The fire is 41,432 acres and 98 percent contained. Resources include 30 engines, 19 hand crews, 3 helicopters, 7 water tenders, 11 dozers, and 783 personnel.
Weather: Today will be slightly warmer and drier than yesterday with the temperature peaking at just under 100 degrees and the minimum relative humidity dropping to around 25 percent. Southwest, upcanyon winds will be 10–18 mph this afternoon, gusting to 28 mph. Monsoonal moisture is still over the fire area, bringing a low (10 percent) chance of thunderstorms. If storms do develop, the main hazards will be gusty and erratic outflow winds and lightning strikes.
As of 6:00 Sunday evening, all road closures due to fire activity were lifted. However, because Southern California Edison is using helicopters to place power poles in the fire area, temporary closures will take place intermittently during daylight hours tomorrow. Southern California Edison will coordinate road closures with California Highway Patrol and Los Angeles Sheriff's Department as it works to restore power. The temporary closures required by Southern California Edison will be at the Sand Canyon Road and Placerita Canyon Road going into Bear Divide and also at Little Tujunga Canyon Road north of the Wildlife Way Station. Call Southern California Edison (800-655-4555) for more information.
An area, road, and trail closure is in effect on the Angeles National Forest (Order 01-16-05, July 28, 2016). The Pacific Coast Trail is closed where it passes through the area closure.
Sand Fire History:
The fire started in the early afternoon of Friday, July 22, 2016, off of Highway 14 just northeast of Sand Canyon Road. Unified command was established later that evening when the fire spotted across Southern Pacific rail lines. A red flag warning for strong winds and low relative humidity was in effect the day the fire started. During that afternoon and evening north-northwest winds gusted between 30 and 35 mph, relative humidity dropped into the single digits, and with such critical conditions, the fire spread rapidly to the south. The fire grew to over 10,000 acres on the first day. Although wind direction changed to the southwest on the second day, July 23, drought-stressed vegetation and dry, hot, windy weather contributed to an additional 10,000 acres of growth. Over the next several days, winds remained gusty, the temperature remained high, and the relative humidity low.
The fire threatened over 10,000 buildings, resulting in the evacuation of 20,000 people from communities of Sand Canyon, Placerita Canyon, Soledad Canyon, and Acton. Foothill communities and Agua Dulce were prepped for evacuation. One large-animal shelter and three evacuation centers were established. A Los Angeles County damage inspection team reported that 19 single-family dwellings were destroyed and 4 damaged and 97 minor structures were destroyed and 20 damaged. Public use of drones within the temporary-flight-restriction area led to air operations being shut down for brief periods.

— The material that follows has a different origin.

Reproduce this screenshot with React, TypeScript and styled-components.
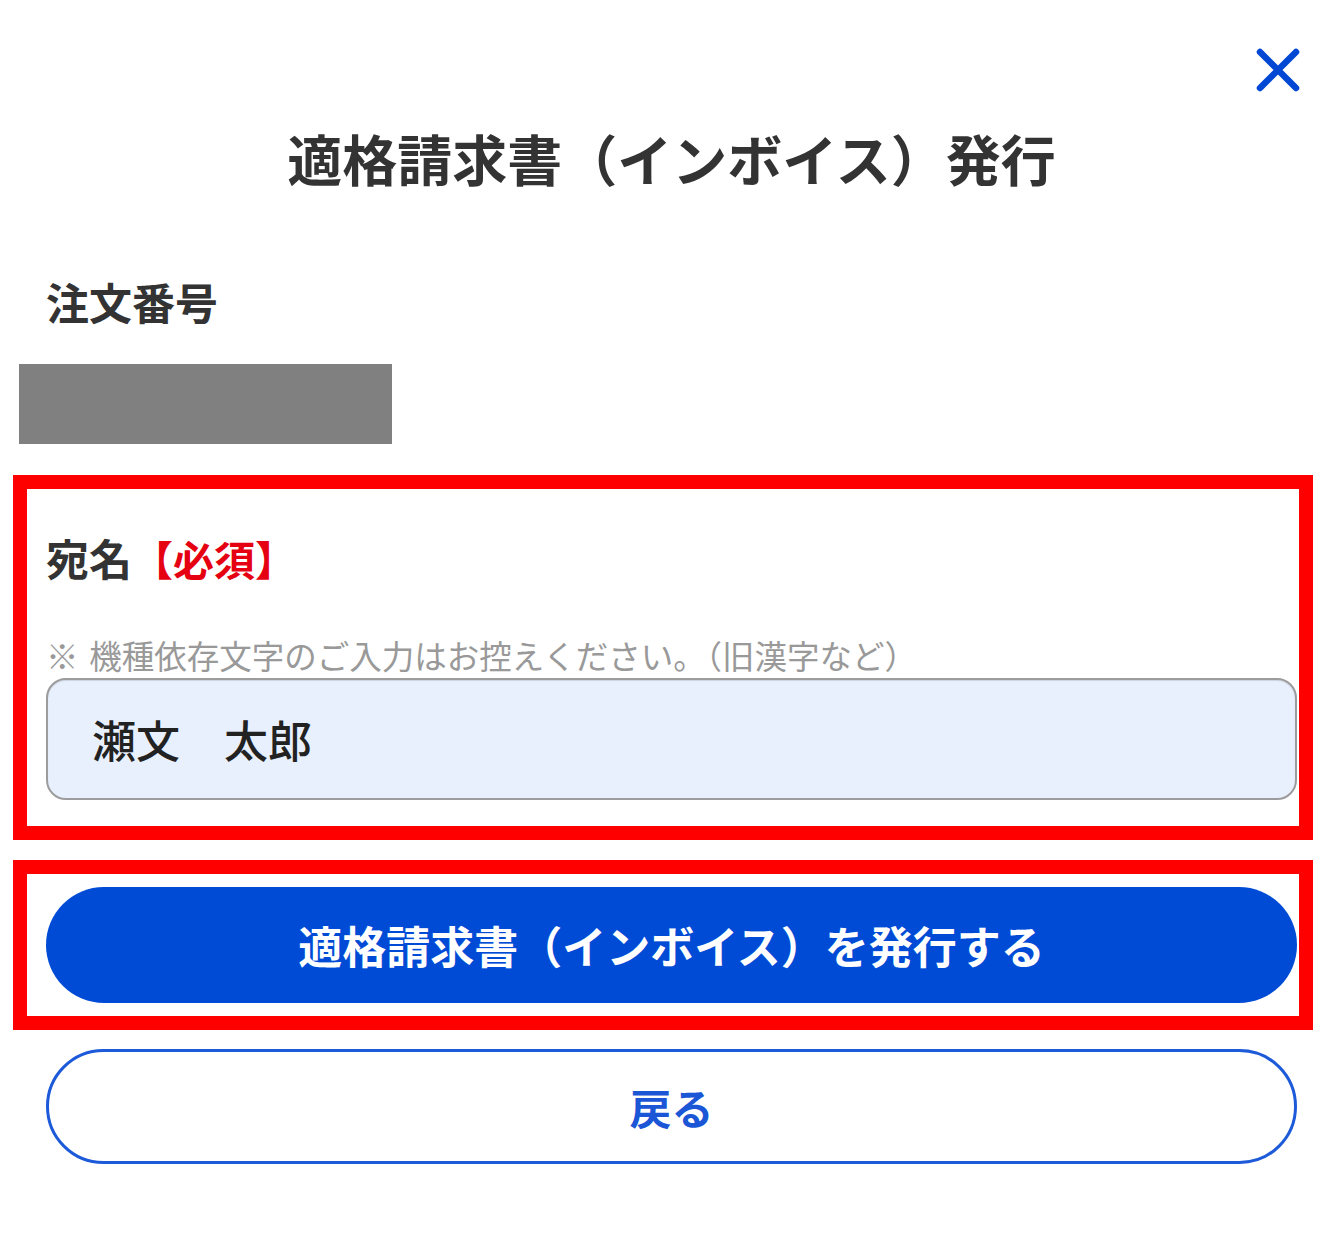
import React from 'react';
import styled, { createGlobalStyle } from 'styled-components';

const GlobalStyle = createGlobalStyle`
  html, body {
    margin: 0;
    padding: 0;
    background: #fff;
  }
  body {
    font-family: 'Noto Sans CJK JP', 'Noto Sans', sans-serif;
    color: #333;
  }
  * {
    box-sizing: border-box;
  }
`;

const Page = styled.div`
  width: 1337px;
  min-height: 1241px;
  background: #fff;
  overflow: hidden;
`;

const Column = styled.div`
  width: 1251px;
  margin-left: 46px;
  display: flex;
  flex-direction: column;
`;

const CloseRow = styled.div`
  display: flex;
  justify-content: flex-end;
  padding-top: 40px;
`;

const CloseButton = styled.button`
  width: 60px;
  height: 60px;
  margin-right: -11px;
  display: flex;
  align-items: center;
  justify-content: center;
  padding: 0;
  border: none;
  background: transparent;
  cursor: pointer;
`;

const Title = styled.h1`
  margin: 22px 0 0;
  height: 70px;
  line-height: 70px;
  font-size: 55px;
  font-weight: 700;
  color: #333;
  text-align: center;
`;

const FieldLabel = styled.div<{ $mt: number }>`
  margin-top: ${({ $mt }) => $mt}px;
  height: 50px;
  line-height: 50px;
  font-size: 43px;
  font-weight: 700;
  color: #333;
  white-space: nowrap;
`;

const Required = styled.span`
  color: #e50012;
  font-size: 41px;
`;

const Redacted = styled.div`
  margin: 38px 0 0 -27px;
  width: 373px;
  height: 80px;
  background: #808080;
`;

const Highlight = styled.section<{ $mt: number; $pt: number; $pb: number }>`
  margin: ${({ $mt }) => $mt}px -16px 0 -33px;
  padding: ${({ $pt }) => $pt}px 2px ${({ $pb }) => $pb}px 19px;
  border: 14px solid #ff0000;
  display: flex;
  flex-direction: column;
`;

const Hint = styled.p`
  margin: 53px 0 0;
  height: 40px;
  line-height: 40px;
  font-size: 32.5px;
  color: #999;
  white-space: nowrap;
`;

const NameInput = styled.input`
  margin-top: 3px;
  width: 100%;
  height: 122px;
  padding: 0 0 0 44px;
  border: 2px solid #9c9c9c;
  border-radius: 20px;
  background: #e8f0fe;
  box-shadow: inset 0 1px 1px rgba(0, 0, 0, 0.12);
  font-family: inherit;
  font-size: 44px;
  font-weight: 500;
  color: #222;
  outline: none;
`;

const PillButton = styled.button<{ $variant: 'primary' | 'secondary' }>`
  width: 100%;
  height: ${({ $variant }) => ($variant === 'primary' ? 116 : 115)}px;
  border-radius: 60px;
  border: ${({ $variant }) =>
    $variant === 'primary' ? 'none' : '3px solid #1c5ad9'};
  background: ${({ $variant }) => ($variant === 'primary' ? '#004bd6' : '#fff')};
  color: ${({ $variant }) => ($variant === 'primary' ? '#fff' : '#1a56d6')};
  font-family: inherit;
  font-size: ${({ $variant }) => ($variant === 'primary' ? 44 : 42)}px;
  font-weight: 700;
  cursor: pointer;
  padding: 0;
`;

const BackWrap = styled.div`
  margin-top: 19px;
`;

const CloseIcon = () => (
  <svg width='44' height='44' viewBox='0 0 44 44'>
    <path
      d='M4 4 L40 40 M40 4 L4 40'
      stroke='#0047d4'
      strokeWidth='6.5'
      strokeLinecap='round'
      fill='none'
    />
  </svg>
);

export default function App(): JSX.Element {
  return (
    <Page>
      <GlobalStyle />
      <Column>
        <CloseRow>
          <CloseButton aria-label='閉じる'>
            <CloseIcon />
          </CloseButton>
        </CloseRow>
        <Title>適格請求書（インボイス）発行</Title>
        <FieldLabel $mt={84}>注文番号</FieldLabel>
        <Redacted />
        <Highlight $mt={31} $pt={43} $pb={26}>
          <FieldLabel $mt={0}>
            宛名<Required>【必須】</Required>
          </FieldLabel>
          <Hint>※&#8196;機種依存文字のご入力はお控えください。（旧漢字など）</Hint>
          <NameInput defaultValue='瀬文　太郎' />
        </Highlight>
        <Highlight $mt={20} $pt={13} $pb={13}>
          <PillButton $variant='primary'>
            適格請求書（インボイス）を発行する
          </PillButton>
        </Highlight>
        <BackWrap>
          <PillButton $variant='secondary'>戻る</PillButton>
        </BackWrap>
      </Column>
    </Page>
  );
}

The public was affected by the fire in other ways as well: Southern California Edison powerlines and poles were damaged, causing power outages; Highway 14 was closed for two days and several other roads were either closed to everyone or closed to nonresidents; Metrolink was shut down for two days; and the Angeles National Forest closed the Magic Mountain Wilderness Area and all Forest Service roads and trails in and near the fire.
Aircraft dropped almost 500,000 gallons of retardant and over 150,000 gallons of water during the suppression phase. Firefighters constructed over 150 miles of line by hand, and dozers operators constructed over 70 miles of dozer line.
The Sand Fire is under unified command with Southern California Interagency Incident Management Team 3 (Incident Commander Mike Wakoski) and Los Angeles County Fire (Deputy Chief Vince Pena). Assisting agencies include Los Angeles County Sheriff, Los Angeles Fire, California Office of Emergency Services, CAL FIRE, California Highway Patrol, Los Angeles County Public Works, Los Angeles Department of Water and Power, Southern California Edison, Metrolink, Los Angeles County Animal Care and Control, and American Red Cross.